The county's 2016 proposed budget includes a $40,000 increase in pay for the county's lobbyist, Will Denami. The bump would bring his salary up to $60,000 annually.
County Mayor Jim Coppinger said it's not a raise; instead, the county will just be contracting Denami for a longer period of time.
The county historically has paid its lobbyist only while the General Assembly was in session. But now Denami will work between sessions.
"Per month, we are not paying him any more. We are just using him for more months," Coppinger said. "As large as we are, we have to have somebody up there every day."
The county's biggest and most recent lobbying effort aims to gain it a larger share of sales tax revenue collected in municipalities.
Local lawmakers in May said they were mulling a plan that would allow the county to keep more of the sales taxes collected in cities that don't run their own city-run school systems.
Chattanooga gets more than $50 million of its $217 million annual budget from sales tax.
A small slice of the 7 percent statewide sales tax — 4.6 percent of 5.5 percent — is divided among municipalities based on their populations. Larger cities get more than small ones, but counties get none. Chattanooga got $11.9 million in 2014.
Revenue from the 2.25 percent local option tax gets split evenly between counties and municipalities. But municipalities without schools can use that money with no restrictions. Counties must put their half toward education.

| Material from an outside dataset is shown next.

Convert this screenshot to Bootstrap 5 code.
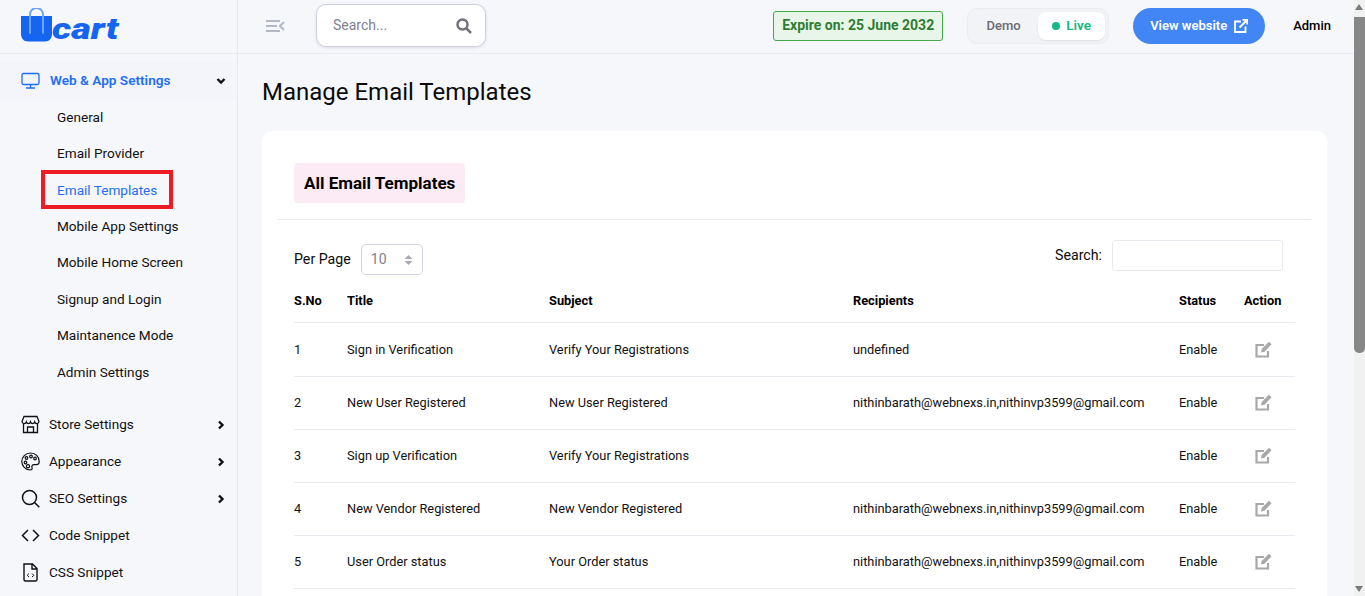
<!DOCTYPE html>
<html lang="en">
<head>
<meta charset="UTF-8" />
<meta name="viewport" content="width=device-width, initial-scale=1.0" />
<title>Manage Email Templates</title>
<link href="https://cdn.jsdelivr.net/npm/bootstrap@5.3.3/dist/css/bootstrap.min.css" rel="stylesheet" />
<script src="https://cdn.jsdelivr.net/npm/bootstrap@5.3.3/dist/js/bootstrap.bundle.min.js"></script>
<style>
  html, body { height: 100%; overflow: hidden; }
  body { font-family: Roboto, "Liberation Sans", sans-serif; font-size: 14px; color: #0b0b0b; background: #f6f7fb; }
  .app-shell { height: 596px; overflow: hidden; }
  .side-panel { width: 238px; flex: none; border-right: 1px solid #e9eaf0; height: 596px; overflow: hidden; font-size: 13.6px; }
  .logo-box { height: 54px; padding: 8px 0 0 21px; border-bottom: 1px solid #e9eaf0; }
  .logo-word { font-size: 29px; line-height: 29px; font-weight: 900; font-style: italic; color: #1565f0; margin: 7px 0 0 0; transform: scaleX(1.31); transform-origin: left center; }
  .menu-head { height: 37px; padding: 0 11px 0 21px; gap: 10px; margin-top: 8px; background: #f3f5fa; color: #1f6ef5; font-weight: 600; }
  .menu-item { height: 37px; padding: 0 11px 0 21px; gap: 9px; color: #111; text-decoration: none; }
  .menu-item svg.ico { width: 19px; height: 19px; flex: none; }
  .menu-item .arrow, .menu-head .arrow { margin-left: auto; width: 10px; height: 10px; }
  .sub-menu { margin-top: -.2px; padding: 0 0 16.2px; }
  .sub-link { display: flex; align-items: center; height: 36.4px; padding-left: 57px; color: #111; text-decoration: none; }
  .sub-active { color: #1f6ef5; position: relative; }
  .sub-active::after { content: ""; position: absolute; left: 41px; top: -2px; width: 132px; height: 39px; border: 4px solid #ed1c24; }
  .top-strip { height: 54px; border-bottom: 1px solid #e9eaf0; padding: 0 23px 2px 28px; }
  .search-pill { width: 170px; height: 43px; margin-left: 31px; padding: 0 13px 0 16px; background: #fff; border: 1px solid #cfd0e2; border-radius: 10px; color: #80808f; box-shadow: 0 1px 3px rgba(40,40,80,.12); }
  .expire-tag { height: 30px; padding: 0 8px; border: 1px solid #46a84d; border-radius: 3px; background: #e8f5e9; color: #2e7d32; font-weight: 700; margin-left: auto; }
  .mode-switch { height: 36px; margin-left: 24px; padding: 3px; width: 142px; background: #f2f3f6; border: 1px solid #ebecf0; border-radius: 10px; font-weight: 500; font-size: 13px; color: #6b6b73; }
  .mode-demo { width: 67px; text-align: center; padding-right: 2px; }
  .mode-live { flex: 1; height: 100%; padding-left: 14px; gap: 6px; background: #fff; border-radius: 8px; color: #10b981; font-size: 13.5px; font-weight: 600; box-shadow: 0 1px 2px rgba(0,0,0,.08); }
  .mode-dot { width: 8px; height: 8px; border-radius: 50%; background: #10b981; }
  .site-btn { height: 36px; width: 132px; margin-left: 24px; padding: 0; gap: 7px; border-radius: 18px; background: #4285f4; border: 0; color: #fff; font-size: 13px; font-weight: 600; }
  .admin-name { margin-left: 28px; font-weight: 500; font-size: 13px; color: #000; }
  .page-title { font-size: 24px; font-weight: 400; line-height: 28px; margin: 24px 0 25px 24px; color: #0b0b0b; }
  .white-panel { margin: 0 27px 0 24px; padding: 16px; height: 600px; background: #fff; border-radius: 10px; }
  .panel-top { padding: 16px; height: 73px; border-bottom: 1px solid #e9eaf0; }
  .pink-title { display: inline-block; height: 40px; padding: 0 10px; line-height: 40px; font-size: 17px; font-weight: 700; color: #000; background: #fcebf4; border-radius: 4px; }
  .tools-row { padding: 20px 28px 0 16px; height: 65px; }
  .per-label { font-size: 14.2px; margin-top: 4px; }
  .per-box { width: 62px; height: 31px; margin: 4px 0 0 10px; padding: 0 9px; border: 1px solid #d3d3e3; border-radius: 5px; color: #80808f; }
  .find-box { width: 171px; height: 31px; margin-left: 10px; border: 1px solid #e9eaf0; border-radius: 3px; }
  .find-label { font-size: 14.2px; }
  .mail-table { width: 1001px; margin: 0 0 0 16px; table-layout: fixed; font-size: 12.8px; color: #111; }
  .mail-table th { height: 37px; padding: 0 0 5px; font-size: 12.8px; font-weight: 700; color: #000; border-bottom: 1px solid #e9eaf0; vertical-align: middle; }
  .mail-table td { height: 53px; padding: 0; border-bottom: 1px solid #e9eaf0; vertical-align: middle; }
  .mail-table tr:first-child td { height: 54px; padding-top: 1px; }
  .edit-ico { width: 17px; height: 17px; margin-left: 11px; display: block; }
  .scroll-rail { width: 11px; flex: none; height: 596px; background: #f1f1f1; position: relative; }
  .scroll-thumb { position: absolute; left: 0; right: 0; top: 17px; height: 336px; background: #878787; border-radius: 0 0 5px 5px; }
  .scroll-up, .scroll-down { position: absolute; left: 1px; width: 0; height: 0; border-left: 4.5px solid transparent; border-right: 4.5px solid transparent; }
  .scroll-up { top: 4px; border-bottom: 6px solid #7a7a7a; }
  .scroll-down { bottom: 4px; border-top: 6px solid #7a7a7a; }
</style>
</head>
<body>
<div class="app-shell d-flex">
  <aside class="side-panel">
    <div class="logo-box d-flex align-items-start">
      <svg width="31" height="34" viewBox="0 0 31 34">
        <path d="M9 9V6.500a6.500 6.500 0 0 1 13 0V9" fill="none" stroke="#6ea4f7" stroke-width="2"/>
        <path d="M0 8h31v18c0 4-2.500 7.500-7 7.500H7c-4.500 0-7-3.500-7-7.500z" fill="#1565f0"/>
        <path d="M9 8v17M22 8v17" stroke="#6ea4f7" stroke-width="2" stroke-linecap="round"/>
      </svg>
      <div class="logo-word">cart</div>
    </div>
    <div class="menu-head d-flex align-items-center">
      <svg class="ico" width="19" height="19" viewBox="0 0 19 19" fill="none" stroke="#1f6ef5" stroke-width="1.300"><rect x="1" y="2.500" width="17" height="11" rx="1.500"/><path d="M9.500 13.500v3M5 17h9"/></svg>
      <span>Web &amp; App Settings</span>
      <svg class="arrow" viewBox="0 0 10 10" fill="none" stroke="#111" stroke-width="2.400"><path d="M1.500 3 5 6.500 8.500 3"/></svg>
    </div>
    <nav class="sub-menu">
      <a class="sub-link" href="#">General</a>
      <a class="sub-link" href="#">Email Provider</a>
      <a class="sub-link sub-active" href="#">Email Templates</a>
      <a class="sub-link" href="#">Mobile App Settings</a>
      <a class="sub-link" href="#">Mobile Home Screen</a>
      <a class="sub-link" href="#">Signup and Login</a>
      <a class="sub-link" href="#">Maintanence Mode</a>
      <a class="sub-link" href="#">Admin Settings</a>
    </nav>
    <a class="menu-item d-flex align-items-center" href="#">
      <svg class="ico" viewBox="0 0 19 19" fill="none" stroke="#111" stroke-width="1.300"><path d="M3 1.500h13l2 5a2.200 2.200 0 0 1-4.300.5 2.200 2.200 0 0 1-4.200 0 2.200 2.200 0 0 1-4.200 0A2.200 2.200 0 0 1 1 6.500zM2.500 9v8.500h14V9M6.500 17.500V12h6v5.500"/></svg>
      <span>Store Settings</span>
      <svg class="arrow" viewBox="0 0 10 10" fill="none" stroke="#111" stroke-width="2.400"><path d="M3 1.500 6.500 5 3 8.500"/></svg>
    </a>
    <a class="menu-item d-flex align-items-center" href="#">
      <svg class="ico" viewBox="0 0 19 19" fill="none" stroke="#111" stroke-width="1.200"><path d="M9.500 1C4.500 1 .8 5 .8 9.500s3.700 8.500 8.200 8.500c2 0 2.500-1.300 2-2.500-.6-1.500.3-2.800 2-2.800h2.500c1.700 0 2.700-1.200 2.700-3.200C18.200 4.500 14.500 1 9.500 1z"/><circle cx="5.500" cy="6" r="1.300"/><circle cx="10" cy="4.500" r="1.300"/><circle cx="14" cy="6.500" r="1.300"/><circle cx="4.500" cy="10.500" r="1.300"/><circle cx="7" cy="14.200" r="1.600"/></svg>
      <span>Appearance</span>
      <svg class="arrow" viewBox="0 0 10 10" fill="none" stroke="#111" stroke-width="2.400"><path d="M3 1.500 6.500 5 3 8.500"/></svg>
    </a>
    <a class="menu-item d-flex align-items-center" href="#">
      <svg class="ico" viewBox="0 0 19 19" fill="none" stroke="#111" stroke-width="1.500"><circle cx="8.500" cy="8.500" r="7"/><path d="m13.500 13.500 4.800 4.800"/></svg>
      <span>SEO Settings</span>
      <svg class="arrow" viewBox="0 0 10 10" fill="none" stroke="#111" stroke-width="2.400"><path d="M3 1.500 6.500 5 3 8.500"/></svg>
    </a>
    <a class="menu-item d-flex align-items-center" href="#">
      <svg class="ico" viewBox="0 0 19 19" fill="none" stroke="#111" stroke-width="1.500"><path d="M7 4 1.500 9.500 7 15M12 4l5.500 5.500L12 15"/></svg>
      <span>Code Snippet</span>
    </a>
    <a class="menu-item d-flex align-items-center" href="#">
      <svg class="ico" viewBox="0 0 19 19" fill="none" stroke="#111" stroke-width="1.400"><path d="M3 1h8.500L16 5.500V16.500a1.500 1.500 0 0 1-1.500 1.500h-10A1.500 1.500 0 0 1 3 16.500zM11 1v5h5"/><path d="m8 10.500-1.800 1.800L8 14M11 10.500l1.800 1.800L11 14" stroke-width="1"/></svg>
      <span>CSS Snippet</span>
    </a>
  </aside>

  <div class="flex-grow-1 overflow-hidden">
    <header class="top-strip d-flex align-items-center">
      <svg width="19" height="14" viewBox="0 0 19 14" fill="none" stroke="#b4b8c6" stroke-width="2"><path d="M0 2h14M0 7h11M0 12h14M18 3l-4 4 4 4" /></svg>
      <div class="search-pill d-flex align-items-center justify-content-between">
        <span>Search...</span>
        <svg width="16" height="16" viewBox="0 0 16 16" fill="none" stroke="#72727f" stroke-width="2.500"><circle cx="6.500" cy="6.500" r="5"/><path d="m10.500 10.500 4.500 4.500"/></svg>
      </div>
      <div class="expire-tag d-flex align-items-center">Expire on: 25 June 2032</div>
      <div class="mode-switch d-flex align-items-center">
        <div class="mode-demo">Demo</div>
        <div class="mode-live d-flex align-items-center"><span class="mode-dot"></span>Live</div>
      </div>
      <button class="btn site-btn d-flex align-items-center justify-content-center" type="button">View website
        <svg width="14" height="14" viewBox="0 0 14 14" fill="none" stroke="#fff" stroke-width="1.800"><path d="M7 2.500H1v10.500h10.500V7.500M5.500 8.500 13 1M8.500 .8h4.700v4.700"/></svg>
      </button>
      <div class="admin-name">Admin</div>
    </header>

    <h1 class="page-title">Manage Email Templates</h1>

    <section class="white-panel">
      <div class="panel-top"><span class="pink-title">All Email Templates</span></div>
      <div class="tools-row d-flex justify-content-between">
        <div class="d-flex align-items-center align-self-start">
          <span class="per-label">Per Page</span>
          <div class="per-box d-flex align-items-center justify-content-between">
            <span>10</span>
            <svg width="9" height="12" viewBox="0 0 9 12" fill="#a9a9b3"><path d="M4.500 1 8.500 5h-8zM4.500 11 .5 7h8z"/></svg>
          </div>
        </div>
        <div class="d-flex align-items-center align-self-start">
          <span class="find-label">Search:</span>
          <div class="find-box"></div>
        </div>
      </div>
      <table class="mail-table">
        <colgroup><col style="width:53px"><col style="width:202px"><col style="width:304px"><col style="width:326px"><col style="width:65px"><col style="width:51px"></colgroup>
        <thead>
          <tr><th>S.No</th><th>Title</th><th>Subject</th><th>Recipients</th><th>Status</th><th>Action</th></tr>
        </thead>
        <tbody id="mail-rows"></tbody>
      </table>
    </section>
  </div>

  <div class="scroll-rail">
    <span class="scroll-up"></span>
    <div class="scroll-thumb"></div>
    <span class="scroll-down"></span>
  </div>
</div>

<script>
  const rows = [
    ["1", "Sign in Verification", "Verify Your Registrations", "undefined"],
    ["2", "New User Registered", "New User Registered", "nithinbarath@webnexs.in,nithinvp3599@gmail.com"],
    ["3", "Sign up Verification", "Verify Your Registrations", ""],
    ["4", "New Vendor Registered", "New Vendor Registered", "nithinbarath@webnexs.in,nithinvp3599@gmail.com"],
    ["5", "User Order status", "Your Order status", "nithinbarath@webnexs.in,nithinvp3599@gmail.com"],
  ];
  const editIcon = `<svg class="edit-ico" viewBox="0 0 17 17" fill="none" stroke="#a8a8a8" stroke-width="2.200"><path d="M13 10v5.500H1.500V4H9"/><path d="M6 11.500l.7-3.500L14 .8l2.500 2.500L9.500 10.800z" fill="#a8a8a8" stroke="none"/></svg>`;
  document.getElementById("mail-rows").innerHTML = rows
    .map((x) => `<tr><td>${x[0]}</td><td>${x[1]}</td><td>${x[2]}</td><td>${x[3]}</td><td>Enable</td><td>${editIcon}</td></tr>`)
    .join("");
</script>
</body>
</html>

The county and Chattanooga made $39.7 million each in 2014 from the local option tax generated in the city. Meanwhile, the county collected about $6 million in stores outside of cities, and half went to schools, leaving $3 million for the general fund.
State Sen. Bo Watson said last month there was nothing in writing yet and described the proposed legislation as more of a concept.
Denami will work on getting legislation to that effect written and passed, but Coppinger said Thursday that wasn't his only job. Denami also looks out for other bills that could harm the county.
"I wouldn't send him up there to just work on one item. If he makes us aware of any one bill that could have an adverse impact, he pays his salary," Coppinger said.
Chattanooga spokeswoman Marissa Bell said Friday sales taxes have been divided evenly for years. And the city wants it to stay that way.
"We hope that the Legislature would take a cautious and inclusive approach when approaching this issue, which could have a substantial impact on the services Chattanooga residents receive," Bell said.
On Thursday, Gov. Bill Haslam told Times Free Press reporters and editors he wasn't sure how the legislation would work statewide. Some cities, such as Knoxville where Haslam was once mayor, already give the county a larger share of sales tax as compensation for operating schools and jails.
"We'll just have to see what legislators do," Haslam said.
Earlier in the week, Haslam urged local leaders to do more than lobby to influence lawmakers. On Thursday he said lawmakers are getting information from more sources than just lobbyists now, and local officials will have a better shot at influencing them in face-to-face meetings.